Sure it can. It’s called ‘mortgaging.’ :slight_smile:

But other than that, you’re right. The only circumstance where money can be loaned in Monopoly is when you borrow from the bank by mortgaging property.

No offense intended. I will try to express myself better next time.

Oh, absolutely. If any of the house rules make it more fun for your group, that’s cool. Like I said, I sometimes play with the “immunity allowed” house rule. I just find that a lot of people think Monopoly is a boring game of complete luck, and I just want to say, try playing it by the rules and playing it as the subtitle of the game intended it: " The Fast-Dealing Property Trading Game." It’s like poker. I thought it was an idiotic game of luck as a child.
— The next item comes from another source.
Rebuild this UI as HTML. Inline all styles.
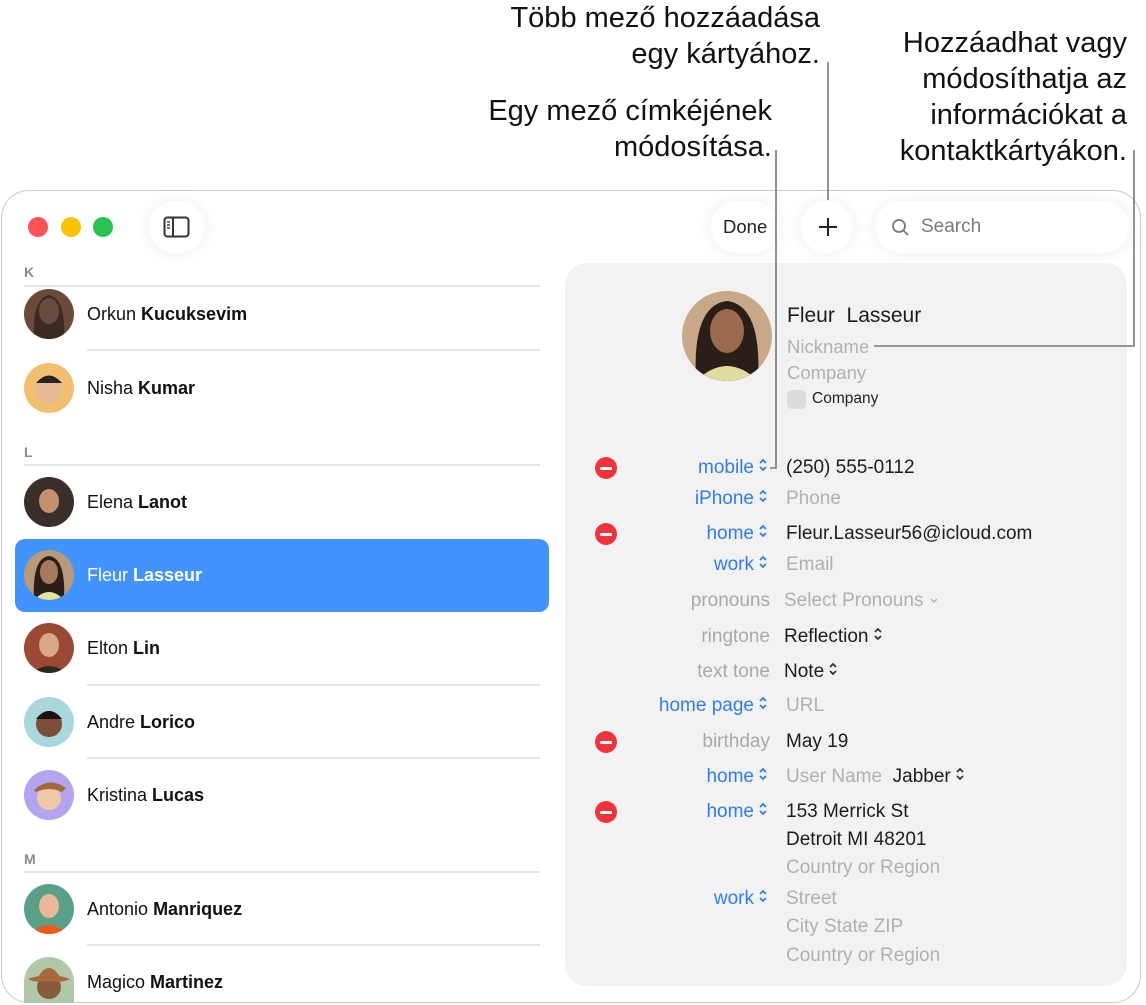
<!DOCTYPE html>
<html><head><meta charset="utf-8">
<style>
*{margin:0;padding:0;box-sizing:border-box}
body{width:1146px;height:1005px;background:#fff;position:relative;overflow:hidden;font-family:"Liberation Sans",sans-serif;color:#1d1d1f}
.a{position:absolute;white-space:nowrap}
.cap{font-size:29px;line-height:36px;color:#111;text-align:right}
.win{position:absolute;left:1px;top:190px;width:1140px;height:813px;border:1.5px solid #c9c9c9;border-radius:28px;background:#fff}
.dot{position:absolute;width:20px;height:20px;border-radius:50%;top:217px}
.pill{position:absolute;background:#fff;box-shadow:0 0 18px rgba(0,0,0,.07)}
.hdr{font-size:14px;color:#8a8a8a;font-weight:bold}
.sep{position:absolute;height:1.5px;background:#e4e4e4}
.av{position:absolute;left:24px;width:50px;height:50px;border-radius:50%;overflow:hidden}
.nm{position:absolute;left:87px;font-size:18px;color:#111}
.nm b{font-weight:bold}
.panel{position:absolute;left:565px;top:263px;width:562px;height:723px;background:#f2f2f2;border-radius:22px}
.lb{position:absolute;right:378px;font-size:19px;color:#2f7cf6;text-align:right}
.lg{color:#a9a9a9}
.ch{display:inline-block;width:10px;margin-left:4px}
.v{position:absolute;left:786px;font-size:19px;color:#1d1d1f}
.ph{color:#b0b0b0}
.minus{position:absolute;left:595px;width:22px;height:22px;border-radius:50%;background:#f5323c}
.minus:after{content:"";position:absolute;left:5px;top:10px;width:12px;height:2.5px;background:#fff;border-radius:1px}
</style></head><body>

<div class="a cap" style="right:326px;top:0px">Több mező hozzáadása<br>egy kártyához.</div>
<div class="a cap" style="right:374px;top:93px">Egy mező címkéjének<br>módosítása.</div>
<div class="a cap" style="right:19px;top:25px">Hozzáadhat vagy<br>módosíthatja az<br>információkat a<br>kontaktkártyákon.</div>

<div class="win"></div>
<div class="dot" style="left:28px;background:#ff5257"></div>
<div class="dot" style="left:61px;background:#fdc200"></div>
<div class="dot" style="left:93px;background:#2ac350"></div>
<div class="pill" style="left:149px;top:201px;width:56px;height:52px;border-radius:26px"></div>
<svg class="a" style="left:163px;top:216px" width="28" height="22" viewBox="0 0 28 22"><rect x="1.5" y="1.5" width="24" height="19" rx="3" fill="none" stroke="#333" stroke-width="2"/><line x1="10" y1="2" x2="10" y2="20" stroke="#333" stroke-width="2"/><line x1="4" y1="6" x2="7" y2="6" stroke="#333" stroke-width="1.4"/><line x1="4" y1="9" x2="7" y2="9" stroke="#333" stroke-width="1.4"/><line x1="4" y1="12" x2="7" y2="12" stroke="#333" stroke-width="1.4"/></svg>

<div class="pill" style="left:711px;top:201px;width:68px;height:52px;border-radius:26px"></div>
<div class="a" style="left:723px;top:216px;font-size:18.5px;color:#222">Done</div>
<div class="pill" style="left:801px;top:201px;width:52px;height:52px;border-radius:26px"></div>
<svg class="a" style="left:817px;top:216px" width="22" height="22"><line x1="11" y1="2" x2="11" y2="20" stroke="#222" stroke-width="2"/><line x1="2" y1="11" x2="20" y2="11" stroke="#222" stroke-width="2"/></svg>
<div class="pill" style="left:875px;top:201px;width:254px;height:52px;border-radius:26px"></div>
<svg class="a" style="left:891px;top:218px" width="20" height="20"><circle cx="8" cy="8" r="6" fill="none" stroke="#777" stroke-width="1.8"/><line x1="12.5" y1="12.5" x2="17" y2="17" stroke="#777" stroke-width="1.8"/></svg>
<div class="a" style="left:921px;top:216px;font-size:19px;color:#7a7a7a">Search</div>

<!-- list -->
<div class="a hdr" style="left:24px;top:264px">K</div>
<div class="sep" style="left:24px;top:285px;width:516px"></div>
<div class="av" style="top:289px;background:#6b4a3a"><svg width="50" height="50"><ellipse cx="25" cy="22" rx="10" ry="13" fill="#d6a48a"/><path d="M10 50 Q8 10 25 6 Q42 10 40 50 Z" fill="#1c1410" opacity=".6"/></svg></div>
<div class="nm" style="top:304px">Orkun <b>Kucuksevim</b></div>
<div class="sep" style="left:87px;top:349px;width:453px"></div>
<div class="av" style="top:363px;background:#f0c070"><svg width="50" height="50"><circle cx="25" cy="27" r="13" fill="#e8b896"/><path d="M12 20 Q25 5 38 20 Z" fill="#2a2220"/></svg></div>
<div class="nm" style="top:378px">Nisha <b>Kumar</b></div>

<div class="a hdr" style="left:24px;top:444px">L</div>
<div class="sep" style="left:24px;top:464px;width:516px"></div>
<div class="av" style="top:477px;background:#3a2e2a"><svg width="50" height="50"><ellipse cx="25" cy="24" rx="10" ry="12" fill="#c4906e"/></svg></div>
<div class="nm" style="top:492px">Elena <b>Lanot</b></div>

<div class="a" style="left:15px;top:539px;width:534px;height:73px;background:#4193fd;border-radius:10px"></div>
<div class="av" style="top:550px;background:#b89a7a"><svg width="50" height="50"><path d="M10 50 Q8 8 25 6 Q42 8 40 50 Z" fill="#2a1e18"/><ellipse cx="25" cy="22" rx="9" ry="12" fill="#a87a5c"/><path d="M10 50 Q25 34 40 50Z" fill="#e4e0a0"/></svg></div>
<div class="nm" style="top:565px;color:#fff">Fleur <b>Lasseur</b></div>

<div class="av" style="top:623px;background:#9a4a34"><svg width="50" height="50"><ellipse cx="25" cy="22" rx="10" ry="12" fill="#d8a888"/><path d="M8 50 Q25 36 42 50Z" fill="#2a2a1a"/></svg></div>
<div class="nm" style="top:638px">Elton <b>Lin</b></div>
<div class="sep" style="left:87px;top:684px;width:453px"></div>
<div class="av" style="top:697px;background:#a8d8dc"><svg width="50" height="50"><circle cx="25" cy="27" r="13" fill="#7a4e38"/><path d="M12 22 Q25 6 38 22 Z" fill="#1a1410"/></svg></div>
<div class="nm" style="top:712px">Andre <b>Lorico</b></div>
<div class="sep" style="left:87px;top:757px;width:453px"></div>
<div class="av" style="top:770px;background:#b4a4f0"><svg width="50" height="50"><circle cx="25" cy="28" r="12" fill="#f0c8a8"/><path d="M10 20 Q25 6 42 18 L38 22 Q25 16 12 22Z" fill="#a0683c"/></svg></div>
<div class="nm" style="top:785px">Kristina <b>Lucas</b></div>

<div class="a hdr" style="left:24px;top:851px">M</div>
<div class="sep" style="left:24px;top:871px;width:516px"></div>
<div class="av" style="top:884px;background:#5aa088"><svg width="50" height="50"><ellipse cx="25" cy="22" rx="10" ry="12" fill="#e8b898"/><path d="M6 50 Q25 32 44 50Z" fill="#f25a18"/></svg></div>
<div class="nm" style="top:899px">Antonio <b>Manriquez</b></div>
<div class="sep" style="left:87px;top:944px;width:453px"></div>
<div class="av" style="top:957px;height:46px;border-radius:25px 25px 0 0;background:#b0c8a8"><svg width="50" height="50"><circle cx="25" cy="30" r="12" fill="#8a5a3c"/><path d="M4 22 Q25 14 46 22 Q40 26 25 24 Q10 26 4 22Z M14 20 Q25 2 36 20Z" fill="#a86a3a"/></svg></div>
<div class="nm" style="top:972px">Magico <b>Martinez</b></div>

<!-- panel -->
<div class="panel"></div>
<div class="a" style="left:682px;top:291px;width:90px;height:90px;border-radius:50%;overflow:hidden;background:#c8a888"><svg width="90" height="90"><path d="M14 90 Q10 14 45 10 Q80 14 76 90Z" fill="#2a1e18"/><ellipse cx="45" cy="40" rx="17" ry="22" fill="#9a6a4c"/><path d="M14 90 Q45 60 76 90Z" fill="#e0dca0"/></svg></div>
<div class="a" style="left:787px;top:304px;font-size:21px;color:#1d1d1f">Fleur&nbsp; Lasseur</div>
<div class="a" style="left:787px;top:336px;font-size:18.5px;color:#b0b0b0">Nickname</div>
<div class="a" style="left:787px;top:362px;font-size:18.5px;color:#b0b0b0">Company</div>
<div class="a" style="left:787px;top:390px;width:19px;height:19px;border-radius:5px;background:#dcdcdc"></div>
<div class="a" style="left:812px;top:390px;font-size:15.5px;color:#222">Company</div>

<svg width="0" height="0" style="position:absolute"><defs><symbol id="ud" viewBox="0 0 10 16"><path d="M2 6 L5 3 L8 6 M2 10 L5 13 L8 10" fill="none" stroke="#2f7cf6" stroke-width="1.8"/></symbol><symbol id="udk" viewBox="0 0 10 16"><path d="M2 6 L5 3 L8 6 M2 10 L5 13 L8 10" fill="none" stroke="#333" stroke-width="1.8"/></symbol></defs></svg>

<div class="minus" style="top:457px"></div>
<div class="lb" style="top:457px">mobile<svg class="ch" width="10" height="16"><use href="#ud"/></svg></div>
<div class="v" style="top:457px">(250) 555-0112</div>
<div class="lb" style="top:488px">iPhone<svg class="ch" width="10" height="16"><use href="#ud"/></svg></div>
<div class="v ph" style="top:488px">Phone</div>
<div class="minus" style="top:523px"></div>
<div class="lb" style="top:523px">home<svg class="ch" width="10" height="16"><use href="#ud"/></svg></div>
<div class="v" style="top:523px">Fleur.Lasseur56@icloud.com</div>
<div class="lb" style="top:554px">work<svg class="ch" width="10" height="16"><use href="#ud"/></svg></div>
<div class="v ph" style="top:554px">Email</div>
<div class="lb lg" style="top:590px;right:376px">pronouns</div>
<div class="v ph" style="top:590px;left:784px">Select Pronouns <svg width="10" height="10"><path d="M2 3 L5 6 L8 3" fill="none" stroke="#b0b0b0" stroke-width="1.5"/></svg></div>
<div class="lb lg" style="top:626px;right:376px">ringtone</div>
<div class="v" style="top:626px;left:784px">Reflection<svg class="ch" width="10" height="16"><use href="#udk"/></svg></div>
<div class="lb lg" style="top:661px;right:376px">text tone</div>
<div class="v" style="top:661px;left:784px">Note<svg class="ch" width="10" height="16"><use href="#udk"/></svg></div>
<div class="lb" style="top:695px">home page<svg class="ch" width="10" height="16"><use href="#ud"/></svg></div>
<div class="v ph" style="top:695px">URL</div>
<div class="minus" style="top:731px"></div>
<div class="lb lg" style="top:731px;right:376px">birthday</div>
<div class="v" style="top:731px">May 19</div>
<div class="lb" style="top:766px">home<svg class="ch" width="10" height="16"><use href="#ud"/></svg></div>
<div class="v" style="top:766px"><span class="ph">User Name</span>&nbsp; Jabber<svg class="ch" width="10" height="16"><use href="#udk"/></svg></div>
<div class="minus" style="top:801px"></div>
<div class="lb" style="top:801px">home<svg class="ch" width="10" height="16"><use href="#ud"/></svg></div>
<div class="v" style="top:801px">153 Merrick St</div>
<div class="v" style="top:829px">Detroit MI 48201</div>
<div class="v ph" style="top:857px">Country or Region</div>
<div class="lb" style="top:888px">work<svg class="ch" width="10" height="16"><use href="#ud"/></svg></div>
<div class="v ph" style="top:888px">Street</div>
<div class="v ph" style="top:916px">City State ZIP</div>
<div class="v ph" style="top:945px">Country or Region</div>

<!-- callout lines -->
<svg class="a" style="left:0;top:0" width="1146" height="1005"><g fill="none" stroke="#777" stroke-width="1.6"><path d="M828 62 V200"/><path d="M776 150 V468 H770"/><path d="M1134 150 V346 H874"/></g></svg>
</body></html>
Then when I started playing it with money, I started to understand there’s more to it, and that the betting is where the real game is at, not so much the cards. Same with Monopoly for me. Once I got in with a group of players who played by the rules, the importance and fun (once again, for me) of trading and negotiating came into the forefront, and the game became interesting again. And it also made games a lot faster and interesting instead of going around the board for hours exchanging money because nobody has a natural monopoly and nobody wants or knows how to trade. I just think Monopoly is an unfairly maligned game with much more skill involved that is evident to most casual players, if they play it by the rules as written. Most house rules I’ve encountered make the game less skillful, and tend to drag the game out (like the Free Parking jackpot rule). But if you like a higher element of luck in your game (and many people do), go for it.

These two are related – that is, as long as there are four available houses, the rules permit you, in a single turn, to buy four houses and then buy a hotel, which costs dollars plus four houses. So the shortcut method is generally legit. But you’re right: if there are no available houses, or even exactly three available houses, you can’t directly buy a hotel.